The UCLA Anderson School of Management will launch a year-round startup program Monday that aims to help student and faculty entrepreneurs launch startups and bring new products to commercial markets.
The Anderson Venture Accelerator program will aim to provide students and faculty with resources to make their entrepreneurial ideas commercially viable in an expedited process, said Al Osborne, senior associate dean of the School of Management.
Members of the entrepreneurship community at UCLA and Silicon Beach will attend the Monday launch event, said Elaine Hagan, executive director of the Price Center for Entrepreneurship and Innovation at the Anderson School of Management.
The program space in the Rosenfeld Library at the management school will include 10,000 square feet of working space and feature conference rooms, a presentation area and access to the management school’s research librarians.
Chelsea Dinkins, a second-year business student at the School of Management and president of the Entrepreneur Association, said she thinks the size and space of the facility provide enough room for large groups of students to work on projects, and hopes the accelerator program will generate more excitement from students about entrepreneurship.
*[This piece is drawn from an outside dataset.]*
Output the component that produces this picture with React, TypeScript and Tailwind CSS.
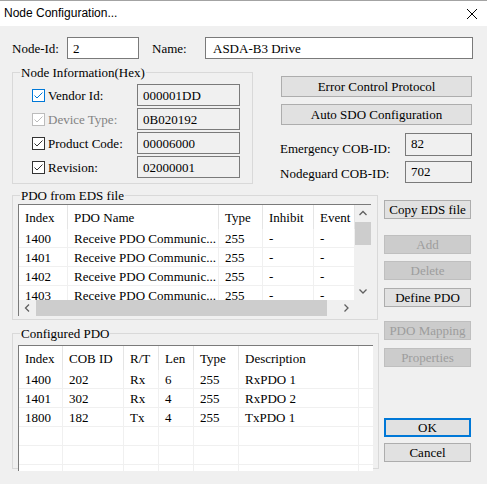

The Entrepreneur Association is a student organization that helps budding entrepreneurs develop skills and networks.
Hagan said the accelerator will run as a pilot program for the first six months, and will only be open to undergraduate and graduate students and researchers on campus. After the pilot period, the program will also accept alumni applicants.
Some students will be accepted for the fall and winter period, some for the winter and spring period and a final group during the summer, Hagan added.
Startup UCLA, another startup accelerator on campus that is open to all students and alumni, has produced 40 ventures since it was founded in 2012, said Robert Jadon, director of Startup UCLA Summer Accelerator Program.
Startup UCLA’s Summer Accelerator selects eight to 10 teams, each with access to a $5,000 stipend, workshops and mentors. Participants also travel to San Francisco and pitch their ideas to UCLA alumni, said Deanna Evans, executive director of Blackstone LaunchPad and Startup UCLA.
Hagan said the Anderson Venture Accelerator will be a more formal program tied to students’ coursework.
“Active learning is an important element in any curriculum for the Anderson School,” Osborne said. “In the accelerator, (students will) get to apply (the curriculum) and actually do it. No more playing around with things in theory – you have to do things in actuality and in real time.”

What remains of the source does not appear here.